Problem statement
Identify and copy all lines of the material where the string "React" is found.

— Begin Source material —

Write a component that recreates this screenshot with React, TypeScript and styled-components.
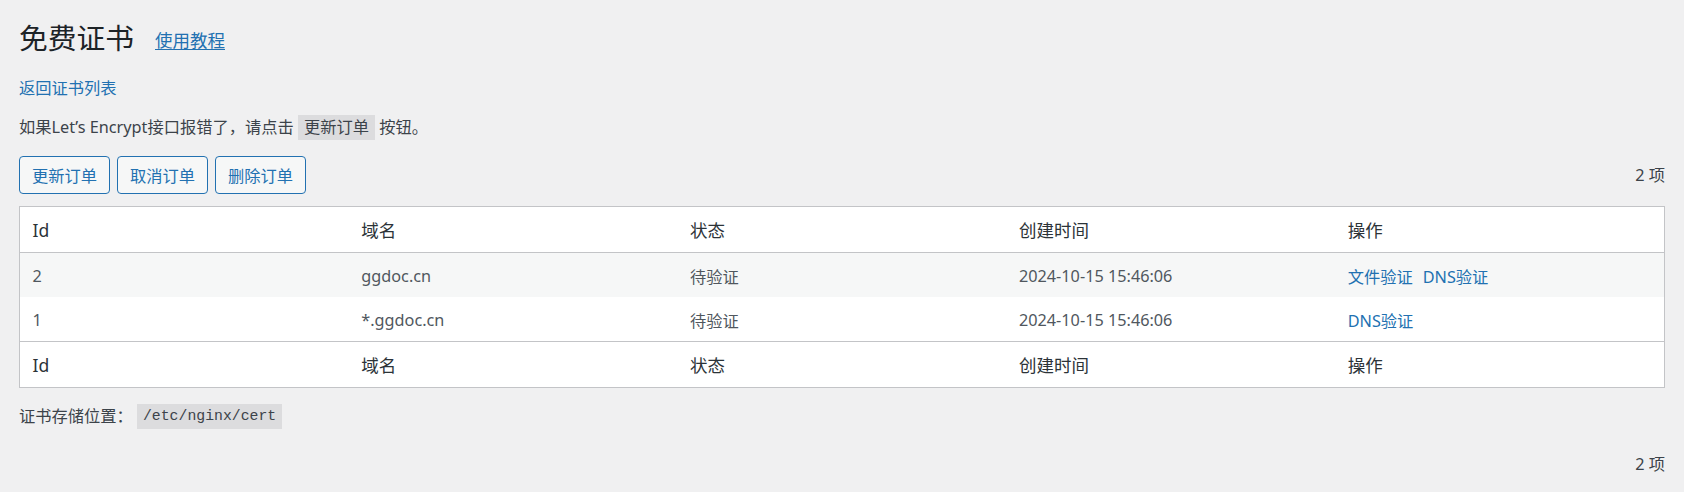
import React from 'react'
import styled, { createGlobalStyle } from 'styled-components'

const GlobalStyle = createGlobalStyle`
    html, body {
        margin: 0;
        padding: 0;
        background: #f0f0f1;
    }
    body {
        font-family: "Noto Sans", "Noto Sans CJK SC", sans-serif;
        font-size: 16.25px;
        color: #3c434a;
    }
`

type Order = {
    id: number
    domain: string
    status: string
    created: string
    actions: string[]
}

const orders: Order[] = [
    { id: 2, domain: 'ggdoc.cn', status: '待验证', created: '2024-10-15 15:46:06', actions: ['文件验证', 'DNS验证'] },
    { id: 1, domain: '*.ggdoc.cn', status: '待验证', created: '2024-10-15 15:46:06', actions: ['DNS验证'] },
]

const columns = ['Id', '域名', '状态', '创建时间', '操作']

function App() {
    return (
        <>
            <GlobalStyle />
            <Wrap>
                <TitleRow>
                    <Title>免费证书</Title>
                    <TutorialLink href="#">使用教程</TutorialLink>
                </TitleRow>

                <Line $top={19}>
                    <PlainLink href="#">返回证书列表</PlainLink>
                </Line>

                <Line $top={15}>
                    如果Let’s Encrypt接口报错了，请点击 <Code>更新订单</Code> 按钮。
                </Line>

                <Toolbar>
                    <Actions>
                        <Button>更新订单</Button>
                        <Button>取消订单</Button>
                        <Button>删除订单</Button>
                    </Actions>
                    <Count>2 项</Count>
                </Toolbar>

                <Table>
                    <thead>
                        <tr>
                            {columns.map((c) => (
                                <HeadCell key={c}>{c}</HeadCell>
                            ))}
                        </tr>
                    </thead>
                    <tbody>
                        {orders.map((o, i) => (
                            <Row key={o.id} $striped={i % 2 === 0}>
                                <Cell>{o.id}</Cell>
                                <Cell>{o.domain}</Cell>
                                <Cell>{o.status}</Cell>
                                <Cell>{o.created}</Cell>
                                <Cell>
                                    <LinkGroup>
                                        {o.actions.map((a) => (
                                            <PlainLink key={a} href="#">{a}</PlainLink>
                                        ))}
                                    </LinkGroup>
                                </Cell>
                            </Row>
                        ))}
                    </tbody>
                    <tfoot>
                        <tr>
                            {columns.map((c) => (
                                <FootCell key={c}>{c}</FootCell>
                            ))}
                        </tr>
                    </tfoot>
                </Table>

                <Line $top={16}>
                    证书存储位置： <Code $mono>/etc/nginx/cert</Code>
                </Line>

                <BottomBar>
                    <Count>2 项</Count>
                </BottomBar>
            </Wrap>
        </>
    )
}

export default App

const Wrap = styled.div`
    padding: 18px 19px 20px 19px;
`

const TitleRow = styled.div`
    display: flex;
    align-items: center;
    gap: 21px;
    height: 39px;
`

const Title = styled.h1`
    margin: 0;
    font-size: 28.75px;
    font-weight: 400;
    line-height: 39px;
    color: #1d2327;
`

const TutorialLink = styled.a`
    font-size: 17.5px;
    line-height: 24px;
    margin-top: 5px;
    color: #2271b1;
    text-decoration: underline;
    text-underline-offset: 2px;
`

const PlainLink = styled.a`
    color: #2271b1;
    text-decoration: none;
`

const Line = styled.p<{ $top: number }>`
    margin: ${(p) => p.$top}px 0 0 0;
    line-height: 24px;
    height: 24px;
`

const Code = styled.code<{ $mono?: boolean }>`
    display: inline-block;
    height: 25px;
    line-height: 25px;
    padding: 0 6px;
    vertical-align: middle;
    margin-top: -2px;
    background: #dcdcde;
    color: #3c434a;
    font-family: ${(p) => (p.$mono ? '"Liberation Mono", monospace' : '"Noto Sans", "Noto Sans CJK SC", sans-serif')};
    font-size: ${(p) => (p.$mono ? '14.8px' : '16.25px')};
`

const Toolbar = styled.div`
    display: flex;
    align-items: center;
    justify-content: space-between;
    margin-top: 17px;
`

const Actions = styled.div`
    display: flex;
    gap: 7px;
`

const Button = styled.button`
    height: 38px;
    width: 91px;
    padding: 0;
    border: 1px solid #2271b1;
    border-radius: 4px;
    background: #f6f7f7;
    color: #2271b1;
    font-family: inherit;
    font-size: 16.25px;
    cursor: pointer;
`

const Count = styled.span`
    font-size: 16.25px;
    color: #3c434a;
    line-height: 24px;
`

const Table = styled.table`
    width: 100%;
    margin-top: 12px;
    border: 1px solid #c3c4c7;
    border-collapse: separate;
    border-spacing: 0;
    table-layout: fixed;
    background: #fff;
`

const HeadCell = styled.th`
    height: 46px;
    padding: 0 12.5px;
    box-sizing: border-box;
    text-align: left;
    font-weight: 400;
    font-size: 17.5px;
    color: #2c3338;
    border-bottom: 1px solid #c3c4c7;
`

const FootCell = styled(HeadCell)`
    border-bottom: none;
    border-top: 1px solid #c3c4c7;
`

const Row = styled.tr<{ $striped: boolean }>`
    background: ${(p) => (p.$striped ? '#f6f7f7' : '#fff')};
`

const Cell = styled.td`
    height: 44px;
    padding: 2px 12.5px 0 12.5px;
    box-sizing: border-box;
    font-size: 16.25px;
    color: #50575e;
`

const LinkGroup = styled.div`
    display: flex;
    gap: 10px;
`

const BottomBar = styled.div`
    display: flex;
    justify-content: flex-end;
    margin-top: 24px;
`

— End Source material —

Task solution
Write a component that recreates this screenshot with React, TypeScript and styled-components.
import React from 'react'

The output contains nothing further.